Can GIFs and memes drive demand for originals?

On the other hand, it is possible to argue that GIFs or memes do not actually harm the original work. If, for example, a short scene from a feature film were to be edited into a GIF, this would not lead to fewer people watching the original film.

Some even argue that memes and GIFs can increase demand for the originals in certain cases: the short clips are comparable to advertisements that would make you want to watch the whole movie. Similar to merchandise, i.e. promotional items such as stuffed animals of movie characters, GIFs and memes would rather serve to accompany a movie, to market it and to remind consumers of it.

With the purchase of GIPHY, Facebook could take advantage of the demand for fresh GIFs and work even more closely with the film industry in the future to use GIFs from current films and thereby promote the films. This would not weaken the demand for the original films, but even boost it.

Copyright: What could happen to you?

As long as you send existing GIFs and memes to other users embedded in messenger services, for example, there will probably be no problems.

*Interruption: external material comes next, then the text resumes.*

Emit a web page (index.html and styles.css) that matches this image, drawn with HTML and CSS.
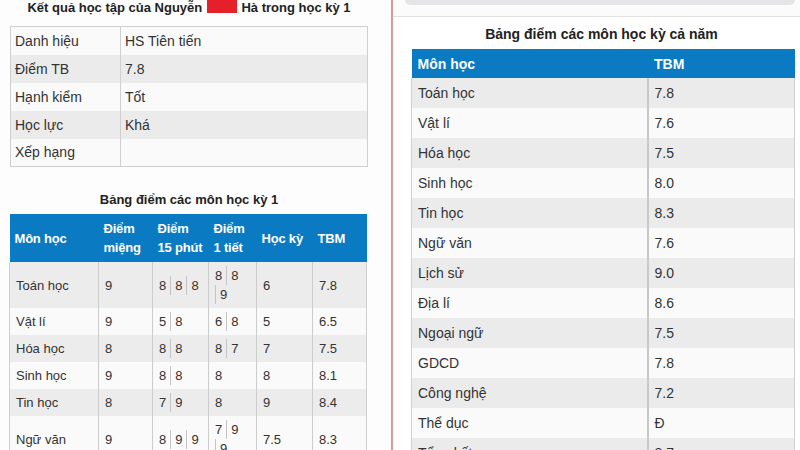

It is to be expected that the right to private copying, i.e. the so-called private copy barrier, could be applied to such use.

It could be more difficult if you publicly post GIFs that contain copyrighted works for which you do not have the rights. However, copyright holders often tolerate such content being shared on social media.

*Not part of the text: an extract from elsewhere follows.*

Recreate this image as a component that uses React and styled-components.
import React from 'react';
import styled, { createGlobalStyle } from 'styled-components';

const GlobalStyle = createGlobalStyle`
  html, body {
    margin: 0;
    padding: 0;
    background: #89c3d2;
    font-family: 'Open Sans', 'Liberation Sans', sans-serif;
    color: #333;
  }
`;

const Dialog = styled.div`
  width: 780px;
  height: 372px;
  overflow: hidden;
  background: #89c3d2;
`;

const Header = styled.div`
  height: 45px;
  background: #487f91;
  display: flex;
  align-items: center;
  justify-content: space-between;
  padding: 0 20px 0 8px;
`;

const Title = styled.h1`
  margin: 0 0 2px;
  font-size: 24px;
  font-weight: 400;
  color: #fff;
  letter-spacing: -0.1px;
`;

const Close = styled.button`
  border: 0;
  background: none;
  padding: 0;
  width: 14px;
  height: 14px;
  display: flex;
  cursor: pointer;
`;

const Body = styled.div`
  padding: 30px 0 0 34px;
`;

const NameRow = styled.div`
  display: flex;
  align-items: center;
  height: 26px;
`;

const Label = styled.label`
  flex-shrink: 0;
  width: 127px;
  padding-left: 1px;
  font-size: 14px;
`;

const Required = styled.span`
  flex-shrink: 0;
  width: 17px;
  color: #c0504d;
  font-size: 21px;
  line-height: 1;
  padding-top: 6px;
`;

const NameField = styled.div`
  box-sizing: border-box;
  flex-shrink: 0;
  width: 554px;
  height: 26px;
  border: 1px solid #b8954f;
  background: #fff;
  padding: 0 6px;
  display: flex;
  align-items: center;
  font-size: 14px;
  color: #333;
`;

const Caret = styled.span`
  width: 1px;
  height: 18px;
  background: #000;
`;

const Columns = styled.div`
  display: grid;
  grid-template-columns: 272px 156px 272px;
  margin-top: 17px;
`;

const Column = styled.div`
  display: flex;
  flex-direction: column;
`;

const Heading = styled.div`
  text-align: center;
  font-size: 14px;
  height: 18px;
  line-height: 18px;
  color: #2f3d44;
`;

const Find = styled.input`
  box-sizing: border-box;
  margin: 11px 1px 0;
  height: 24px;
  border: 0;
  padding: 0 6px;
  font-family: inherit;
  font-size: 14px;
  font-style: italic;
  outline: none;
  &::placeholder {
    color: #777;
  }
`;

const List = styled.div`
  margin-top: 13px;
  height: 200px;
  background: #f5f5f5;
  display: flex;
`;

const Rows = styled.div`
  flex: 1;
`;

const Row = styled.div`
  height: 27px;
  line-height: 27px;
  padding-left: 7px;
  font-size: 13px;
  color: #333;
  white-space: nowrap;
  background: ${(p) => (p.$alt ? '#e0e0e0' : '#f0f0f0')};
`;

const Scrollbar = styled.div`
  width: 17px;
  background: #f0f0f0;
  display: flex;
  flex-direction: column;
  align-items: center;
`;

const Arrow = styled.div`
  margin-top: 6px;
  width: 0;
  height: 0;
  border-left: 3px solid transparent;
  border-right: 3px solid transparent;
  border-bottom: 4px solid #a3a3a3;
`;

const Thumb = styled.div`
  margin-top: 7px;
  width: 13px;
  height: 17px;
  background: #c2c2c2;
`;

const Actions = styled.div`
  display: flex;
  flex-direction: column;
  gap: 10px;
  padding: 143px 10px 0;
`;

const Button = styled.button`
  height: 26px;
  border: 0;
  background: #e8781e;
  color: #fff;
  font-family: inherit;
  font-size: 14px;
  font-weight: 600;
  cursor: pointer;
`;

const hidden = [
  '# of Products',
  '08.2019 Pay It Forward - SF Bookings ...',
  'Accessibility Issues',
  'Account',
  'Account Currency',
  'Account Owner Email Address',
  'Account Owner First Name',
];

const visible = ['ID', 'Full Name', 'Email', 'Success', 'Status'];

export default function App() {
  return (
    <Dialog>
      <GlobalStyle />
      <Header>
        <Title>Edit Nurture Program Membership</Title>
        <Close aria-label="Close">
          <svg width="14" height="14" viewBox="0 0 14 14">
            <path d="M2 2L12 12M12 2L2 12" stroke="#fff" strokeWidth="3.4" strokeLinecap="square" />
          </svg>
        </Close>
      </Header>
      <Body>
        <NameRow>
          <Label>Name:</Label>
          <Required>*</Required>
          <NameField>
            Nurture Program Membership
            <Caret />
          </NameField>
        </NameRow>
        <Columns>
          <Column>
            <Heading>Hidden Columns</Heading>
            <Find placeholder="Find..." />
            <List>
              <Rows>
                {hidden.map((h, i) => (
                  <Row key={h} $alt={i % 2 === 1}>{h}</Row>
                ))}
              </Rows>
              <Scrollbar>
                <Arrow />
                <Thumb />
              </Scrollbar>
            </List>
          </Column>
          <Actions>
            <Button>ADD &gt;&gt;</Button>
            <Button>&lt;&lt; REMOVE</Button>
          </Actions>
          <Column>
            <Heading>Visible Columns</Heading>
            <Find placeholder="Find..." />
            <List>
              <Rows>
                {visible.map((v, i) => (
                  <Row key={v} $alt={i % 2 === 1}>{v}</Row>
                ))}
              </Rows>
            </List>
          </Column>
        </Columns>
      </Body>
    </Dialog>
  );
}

Normally, the worst thing that could happen is the blocking of the uploaded content. Theoretically, it is possible to be warned for a meme or GIF, but this rarely happens.

Conclusion

At the latest with the arrival of messengers and social media platforms, GIFs and memes are part of everyday communication. They have the important function of conveying moods, feelings and irony that would otherwise fall by the wayside in written chats.

Although memes in particular that don’t come from GIF aggregators like GIPHY are often in a gray area copyright-wise, you’re unlikely to run into problems when communicating privately. As a rule, publicly shared images are also tolerated by the rights holders.

It is a bit more complicated if you upload content to GIPHY yourself: Because GIPHY, like Facebook and other Internet platforms, lives from the use and exploitation of user-generated content. This means that as a user you have to agree to GIPHY’s terms and conditions and give up far-reaching rights. At the same time, users have obligations, such as agreeing not to infringe copyrights on uploaded content.

The takeovers of GIPHY by Facebook and Tenor by Google two years ago show that platforms are taking the colorful moving images and the Internet trends behind them seriously, even considering them as a possible source of added value: especially when it comes to the analysis of digital, combined data sets of users.